All I know is that most children do not have the experience with great grandparents that I did. Of all her grandchildren and great grandchildren, we were the only ones who still lived in Cle Elum and so we were blessed to see her on a regular basis.

Its funny, I use to not be able to wait until I could grow up and move away. But looking back now, I am so grateful for the life I was blessed with. For the heritage and stories that were minutes away from me.

And I am grateful to have been given a few things from both my grandma and my great grandma that help me still feel connected to them even though they are both gone now.

Now that we are back in  the Kittitas Valley, I feel such a connection somewhere deep in  my soul.
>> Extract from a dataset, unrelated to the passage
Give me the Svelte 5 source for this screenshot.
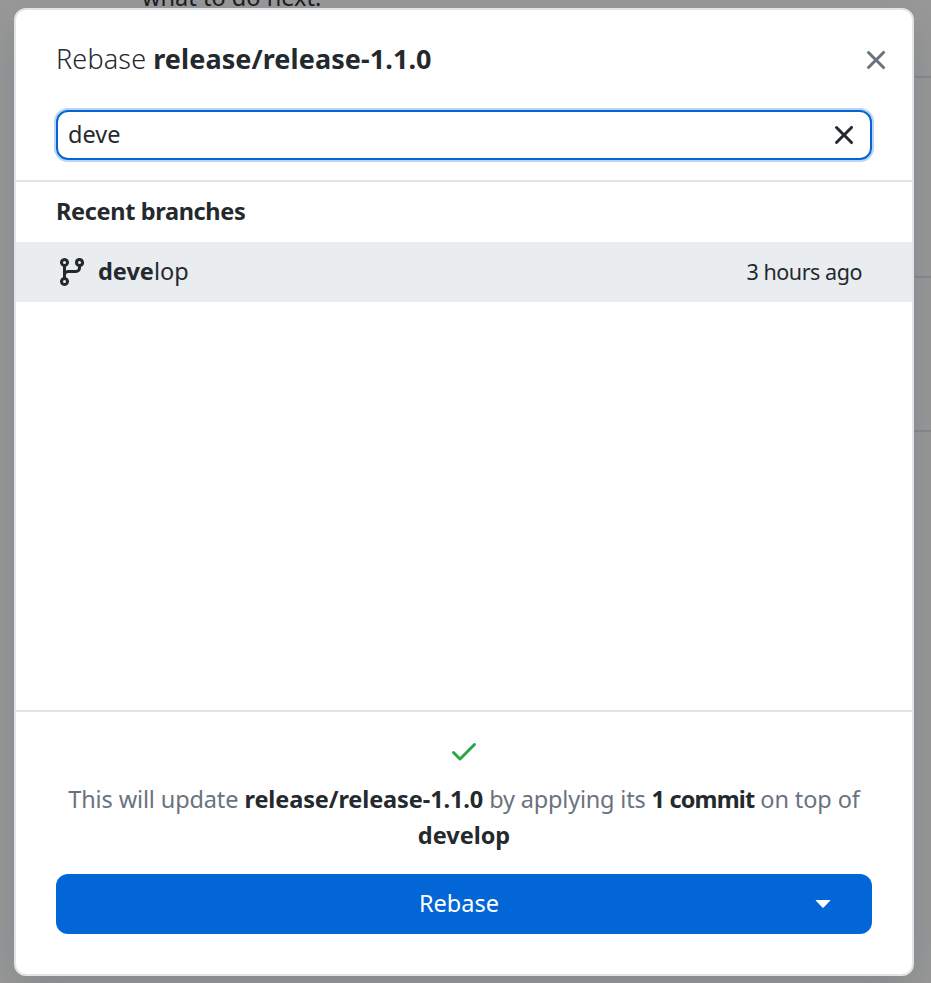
<script>
  let query = $state('deve');
  const icons = {
    x: 'M3.72 3.72a.75.75 0 0 1 1.06 0L8 6.94l3.22-3.22a.75.75 0 1 1 1.06 1.06L9.06 8l3.22 3.22a.75.75 0 1 1-1.06 1.06L8 9.06l-3.22 3.22a.75.75 0 0 1-1.06-1.06L6.94 8 3.72 4.78a.75.75 0 0 1 0-1.06Z',
    branch: 'M9.5 3.25a2.25 2.25 0 1 1 3 2.122V6A2.5 2.5 0 0 1 10 8.5H6a1 1 0 0 0-1 1v1.128a2.251 2.251 0 1 1-1.5 0V5.372a2.25 2.25 0 1 1 1.5 0v1.836A2.493 2.493 0 0 1 6 7h4a1 1 0 0 0 1-1v-.628A2.25 2.25 0 0 1 9.5 3.25Zm-6 0a.75.75 0 1 0 1.5 0 .75.75 0 0 0-1.5 0Zm8.25-.75a.75.75 0 1 0 0 1.5.75.75 0 0 0 0-1.5ZM4.25 12a.75.75 0 1 0 0 1.5.75.75 0 0 0 0-1.5Z',
    check: 'M13.78 4.22a.75.75 0 0 1 0 1.06l-7.25 7.25a.75.75 0 0 1-1.06 0L2.22 9.28a.751.751 0 0 1 .018-1.042.751.751 0 0 1 1.042-.018L6 10.94l6.72-6.72a.75.75 0 0 1 1.06 0Z'
  };
</script>

{#snippet icon(d)}
  <svg width="32" height="32" viewBox="0 0 16 16" fill="currentColor" aria-hidden="true"><path {d} /></svg>
{/snippet}

<div class="screen">
  <div class="backdrop" aria-hidden="true">
    <p>what to do next.</p>
    <div class="panel first"></div>
    <div class="panel second"></div>
    <div class="panel third"></div>
  </div>

  <div class="dialog" role="dialog" aria-label="Rebase">
    <header>
      <h1><span class="light">Rebase</span> <strong>release/release-1.1.0</strong></h1>
      <button class="plain close" aria-label="Close">{@render icon(icons.x)}</button>
    </header>

    <div class="filter">
      <div class="field">
        <input bind:value={query} aria-label="Filter" />
        <button class="plain" aria-label="Clear">{@render icon(icons.x)}</button>
      </div>
    </div>

    <div class="list">
      <h2>Recent branches</h2>
      <div class="row">
        {@render icon(icons.branch)}
        <span class="name"><strong>deve</strong><span>lop</span></span>
        <span class="time">3 hours ago</span>
      </div>
    </div>

    <footer>
      <div class="status">{@render icon(icons.check)}</div>
      <p class="message">
        <span class="m1">This will update</span> <strong class="ref">release/release-1.1.0</strong>
        <span class="m2">by applying its</span> <strong class="count">1 commit</strong>
        <span class="m3">on top of</span><br /><strong>develop</strong>
      </p>
      <button class="primary">
        <span class="label">Rebase</span>
        <svg class="caret" width="16" height="8" viewBox="0 0 16 8" aria-hidden="true"><path d="M1.1 0h13.8q.8.2.2.8L8.6 7.4q-.6.5-1.2 0L.9.8Q.3.2 1.1 0Z" fill="currentColor" /></svg>
      </button>
    </footer>
  </div>
</div>

<style>
  :global(body) { margin: 0; overflow: hidden; }
  * { box-sizing: border-box; }
  .screen {
    position: relative;
    width: 931px;
    height: 983px;
    padding: 8px 17px 7px 14px;
    overflow: hidden;
    background: #999;
    color: #24292e;
    font-family: 'Noto Sans', 'Open Sans', sans-serif;
    font-size: 23.5px;
  }
  .backdrop { position: absolute; inset: 0; }
  .backdrop p { margin: -21px 0 0 142px; height: 97px; line-height: 36px; color: #16191c; letter-spacing: 0.03px; white-space: nowrap; }
  .panel { margin-left: 500px; border-top: 2px solid #87898c; }
  .first { height: 200px; }
  .second { height: 154px; }
  .dialog {
    position: relative;
    display: flex;
    flex-direction: column;
    height: 968px;
    border: 2px solid #e1e4e8;
    border-radius: 12px;
    background: #fff;
    box-shadow: 0 16px 48px rgba(89, 96, 103, 0.32);
  }
  header { display: flex; align-items: center; justify-content: space-between; height: 100px; padding: 0 20px 0 40px; }
  h1, h2, p { margin: 0; font-weight: 400; white-space: nowrap; }
  h1 { padding-bottom: 2px; font-size: 27px; line-height: 38px; }
  h1 strong { letter-spacing: 0.08px; }
  .light { font-weight: 300; letter-spacing: 0.15px; }
  strong { font-weight: 700; }
  svg { display: block; flex: none; }
  button { font: inherit; border: 0; padding: 0; }
  .plain { background: none; color: #24292e; }
  .close { color: #6a737d; }
  .filter { padding: 0 40px 20px; border-bottom: 2px solid #e1e4e8; }
  .field {
    display: flex;
    align-items: center;
    height: 50px;
    padding: 0 10px;
    border: 2px solid #0366d6;
    border-radius: 12px;
    box-shadow: 0 0 0 2px rgba(3, 102, 214, 0.28);
  }
  input { flex: 1; min-width: 0; border: 0; outline: 0; padding: 0 0 2px; background: none; color: inherit; font: inherit; }
  .list { flex: 1; }
  h2 { height: 60px; padding-left: 40px; font-size: 23.5px; line-height: 58px; font-weight: 700; letter-spacing: -0.35px; }
  .row { display: flex; align-items: center; height: 60px; padding: 0 50px 0 40px; background: #e9edf0; }
  .name { margin-left: 10px; padding-bottom: 2px; }
  .time { margin-left: auto; padding-bottom: 1px; font-size: 21.5px; letter-spacing: -0.45px; }
  footer { height: 264px; padding: 23px 40px 0; border-top: 2px solid #e1e4e8; }
  .status { display: flex; justify-content: center; height: 46px; color: #28a745; }
  .message { height: 93px; color: #6a737d; text-align: center; line-height: 36px; }
  .message strong { color: #24292e; }
  .m1 { letter-spacing: -0.13px; }
  .message .ref { letter-spacing: -0.1px; }
  .m2 { letter-spacing: -0.2px; }
  .message .count { letter-spacing: -0.85px; }
  .m3 { letter-spacing: -0.12px; }
  .primary { display: flex; align-items: center; width: 816px; height: 60px; padding-right: 41px; border-radius: 12px; background: #0366d6; color: #fff; }
  .label { flex: 1; padding: 0 0 2px 47px; text-align: center; }
</style>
I don't know how to explain it other than it must be the generations of my family that have been here since the 1890's.

I drive on the freeway and see the remains of my great-great uncle Linn's homestead. ( My middle name is from him)

I drive on a back road and know that the little canyon was named after my family.

I drive by my great grandmother's house on the road that still bears the family name.

I look around and know that I am seeing the same mountains and hills that they saw. Albeit different now 120 years later.

I wonder about their journeys to settle here. About the hardships they endured to start somewhere new, to grow things, including their families, in this new and unsettled place. What amazingly strong people they must have been.

And I am still connected to them. Which makes me wonder, as much as we have moved around, how can I ever leave?